Why Justice Jagot’s appointment is a win for female lawyers
The accession of Justice Jayne Jagot to the High Court of Australia is significant for myriad reasons, writes Stefanie Costi.
I remember sitting in a tutorial at law school back in 2013, wondering why there had only been four women appointed to the bench of the High Court of Australia.
First, I identified as a woman. Would my gender limit my career prospects? Was I ever going to advance in the law? Why was the highest court in the land male-dominated?
Second, most of my peers sitting in that tutorial were female. Why was the judiciary not reflective of modern society?
Third, it painted the picture to female law students and lawyers rising through the ranks in the legal profession that being a woman was an Achilles heel.
When Justice Michelle Gordon was appointed back in 2015 and Justice Jacqueline Gleeson in 2021 to the High Court of Australia, I breathed a sigh of relief. The legal profession was definitely moving in the right direction.
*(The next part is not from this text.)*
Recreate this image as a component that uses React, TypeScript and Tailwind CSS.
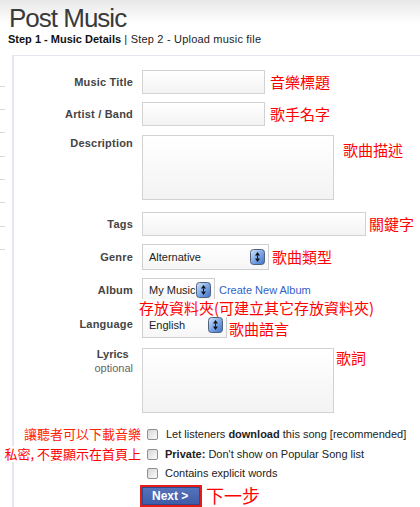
import React from 'react';

const cjk = "font-['Noto_Sans_CJK_TC',sans-serif]";

// little blue up/down button used by the old style selects
const SpinButton = () => (
  <svg width="15" height="16" viewBox="0 0 15 16" className="shrink-0">
    <defs>
      <linearGradient id="spin" x1="0" y1="0" x2="1" y2="1">
        <stop offset="0" stopColor="#d8e8fb" />
        <stop offset="0.5" stopColor="#7ea8e6" />
        <stop offset="1" stopColor="#3d6fc7" />
      </linearGradient>
    </defs>
    <rect x="0.5" y="0.5" width="14" height="15" rx="3" fill="url(#spin)" stroke="#52627d" />
    <path d="M7.5 3 L10 6.5 L5 6.5 Z" fill="#111" />
    <path d="M7.5 13 L10 9.5 L5 9.5 Z" fill="#111" />
    <rect x="7" y="6.5" width="1" height="3" fill="#111" />
  </svg>
);

const Select = ({ value, width, h = 25 }: { value: string; width: string; h?: number }) => (
  <div
    className={`${width} flex items-center justify-between pl-[6px] pr-[3px] border border-[#cfcfcf] bg-gradient-to-b from-white to-[#f6f6f6] text-[11px] text-[#222] shrink-0`}
    style={{ height: h }}
  >
    <span>{value}</span>
    <SpinButton />
  </div>
);

const Input = ({ width, h = 24 }: { width: string; h?: number }) => (
  <div
    className={`${width} border border-[#d2d2d2] bg-gradient-to-b from-white to-[#f3f3f3] shrink-0`}
    style={{ height: h }}
  />
);

const Note = ({ children, className = '' }: { children: React.ReactNode; className?: string }) => (
  <span className={`${cjk} text-[15px] leading-[18px] text-[#ff0000] whitespace-nowrap ${className}`}>
    {children}
  </span>
);

const Label = ({ children, className = '' }: { children: React.ReactNode; className?: string }) => (
  <div className={`flex justify-end items-center text-[11px] font-bold text-[#444] tracking-[0.2px] ${className}`}>{children}</div>
);

const Checkbox = () => (
  <div className="w-[11px] h-[11px] rounded-[2px] border border-[#8f8f8f] bg-gradient-to-br from-[#d6d6d6] to-[#fbfbfb] shrink-0" />
);

export default function App() {
  const ticks = [87, 110, 133, 157, 180, 203, 227, 250];

  return (
    <div className="w-[420px] h-[507px] overflow-hidden bg-white font-['Liberation_Sans',Arial,sans-serif] text-[#222]">
      {/* header */}
      <div className="bg-[linear-gradient(#e8e8e8,#ffffff_24px)] pl-[9px] pt-[3px]">
        <h1 className="text-[26px] leading-[30px] tracking-[-1px] text-[#3a3a3a] font-normal">Post Music</h1>
        <div className="text-[11px] leading-[14px] -mt-[1px] -ml-[1px]">
          <span className="font-bold text-[#111]">Step 1 - Music Details</span>
          <span className="text-[#222] tracking-[0.2px]"> | Step 2 - Upload music file</span>
        </div>
      </div>

      <div className="flex mt-[9px]">
        {/* faint gutter marks */}
        <div className="w-[12px] shrink-0 relative">
          {ticks.map((t) => (
            <div key={t} className="absolute left-0 w-[5px] h-px bg-[#d9d9d9]" style={{ top: t - 56 }} />
          ))}
        </div>

        {/* form panel */}
        <div className="flex-1 border-l-2 border-t border-[#e6e6f0] pt-[14px] h-[460px]">
          <div className="grid grid-cols-[119px_1fr] gap-x-[9px]">
            {/* Music title */}
            <Label className="h-[24px]">Music Title</Label>
            <div className="flex items-center gap-[5px]">
              <Input width="w-[123px]" />
              <Note>音樂標題</Note>
            </div>

            {/* Artist */}
            <Label className="h-[24px] mt-[8px]">Artist / Band</Label>
            <div className="flex items-center gap-[5px] mt-[8px]">
              <Input width="w-[123px]" />
              <Note>歌手名字</Note>
            </div>

            {/* Description */}
            <Label className="mt-[9px] !items-start pt-[1px] leading-[14px]">Description</Label>
            <div className="flex items-start gap-[9px] mt-[9px]">
              <Input width="w-[192px]" h={65} />
              <Note className="mt-[6px]">歌曲描述</Note>
            </div>

            {/* Tags */}
            <Label className="h-[24px] mt-[12px]">Tags</Label>
            <div className="flex items-center gap-[3px] mt-[12px]">
              <Input width="w-[224px]" />
              <Note>關鍵字</Note>
            </div>

            {/* Genre */}
            <Label className="h-[26px] mt-[8px]">Genre</Label>
            <div className="flex items-center gap-[3px] mt-[8px]">
              <Select value="Alternative" width="w-[127px]" h={26} />
              <Note>歌曲類型</Note>
            </div>

            {/* Album */}
            <Label className="h-[24px] mt-[8px]">Album</Label>
            <div className="relative flex items-center gap-[4px] mt-[8px] h-[24px]">
              <Select value="My Music" width="w-[73px]" h={24} />
              <span className="text-[11px] text-[#3460c8]">Create New Album</span>
              <Note className="absolute left-[-3px] top-[21px] bg-white pr-[1px]">存放資料夾(可建立其它存放資料夾)</Note>
            </div>

            {/* Language */}
            <Label className="h-[25px] mt-[10px]">Language</Label>
            <div className="flex items-center gap-[2px] mt-[10px]">
              <Select value="English" width="w-[85px]" />
              <Note className="mt-[8px]">歌曲語言</Note>
            </div>

            {/* Lyrics */}
            <div className="mt-[10px] flex justify-end">
              <div className="flex flex-col items-center leading-[14px] -mt-[1px]">
                <span className="text-[11px] font-bold text-[#444] mr-[2px]">Lyrics</span>
                <span className="text-[11px] text-[#666]">optional</span>
              </div>
            </div>
            <div className="flex items-start gap-[2px] mt-[10px]">
              <Input width="w-[192px]" h={65} />
              <Note className="mt-[1px]">歌詞</Note>
            </div>

            {/* options */}
            <div className="flex justify-end items-center h-[16px] mt-[13px] -mr-[8px]">
              <span className={`${cjk} text-[13px] leading-[16px] text-[#ff2200] bg-white whitespace-nowrap`}>讓聽者可以下載音樂</span>
            </div>
            <div className="flex items-center gap-[8px] h-[16px] mt-[13px] pl-[5px] text-[11px]">
              <Checkbox />
              <span>
                Let listeners <b>download</b> this song [recommended]
              </span>
            </div>

            <div className="flex justify-end items-center h-[16px] mt-[4px] -mr-[8px] relative z-10">
              <span className={`${cjk} text-[13px] leading-[16px] text-[#ff0000] bg-white whitespace-nowrap`}>私密, 不要顯示在首頁上</span>
            </div>
            <div className="flex items-center gap-[7px] h-[16px] mt-[4px] pl-[5px] text-[11px]">
              <Checkbox />
              <span>
                <b>Private:</b> Don't show on Popular Song list
              </span>
            </div>

            <div className="h-[16px] mt-[3px]" />
            <div className="flex items-center gap-[7px] h-[16px] mt-[3px] pl-[5px] text-[11px]">
              <Checkbox />
              <span>Contains explicit words</span>
            </div>

            <div className="mt-[4px]" />
            <div className="flex items-start gap-[4px] mt-[4px] -ml-[2px]">
              <div className="w-[62px] h-[22px] border-2 border-[#e41b17] shrink-0">
                <div className="w-full h-full border border-[#2c4a8c] bg-gradient-to-b from-[#5573bb] to-[#3f5ea7] flex items-center pl-[9px] text-white text-[12px] font-bold">
                  Next &gt;
                </div>
              </div>
              <span className={`${cjk} text-[18px] leading-[18px] text-[#ff0000] mt-[1px]`}>下一步</span>
            </div>
          </div>
        </div>
      </div>
    </div>
  );
}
But, reading the headlines that Justice Jayne Jagot was replacing Justice Patrick Keane and that the appointment secures a majority of female justices on the bench of the High Court of Australia for the first time in its 112-year history today spoke volumes to me and the rest of the legal profession.
It tells us that the quintessential stereotype of a successful lawyer in Australia is no longer a white, Anglo-Saxon man.
It tells us that diversity in the legal profession is vital in ensuring that the judiciary represents the community in which it serves.
It tells us that women in the law can advance based on merit and not gender, and enjoy a bright future in the law.
But, most of all, it tells females in the legal profession (of which 54 per cent are female and 46 per cent are male, according to the Law Society’s 2021 Annual Profile of Solicitors in NSW, for instance) that their sex does not limit their career prospects and that it is not a barrier to how successful you can be.
After all, as Marian Wright Edelman, founder and president of the Children’s Defense Fund, said, you cannot be who you cannot see.
Without strong female role models to look up to, many young women will self-select out of being lawyers before they even give it a go.
That is not what the Australian legal profession needs.
Stefanie Costi is a lawyer at Garland Hawthorn Brahe.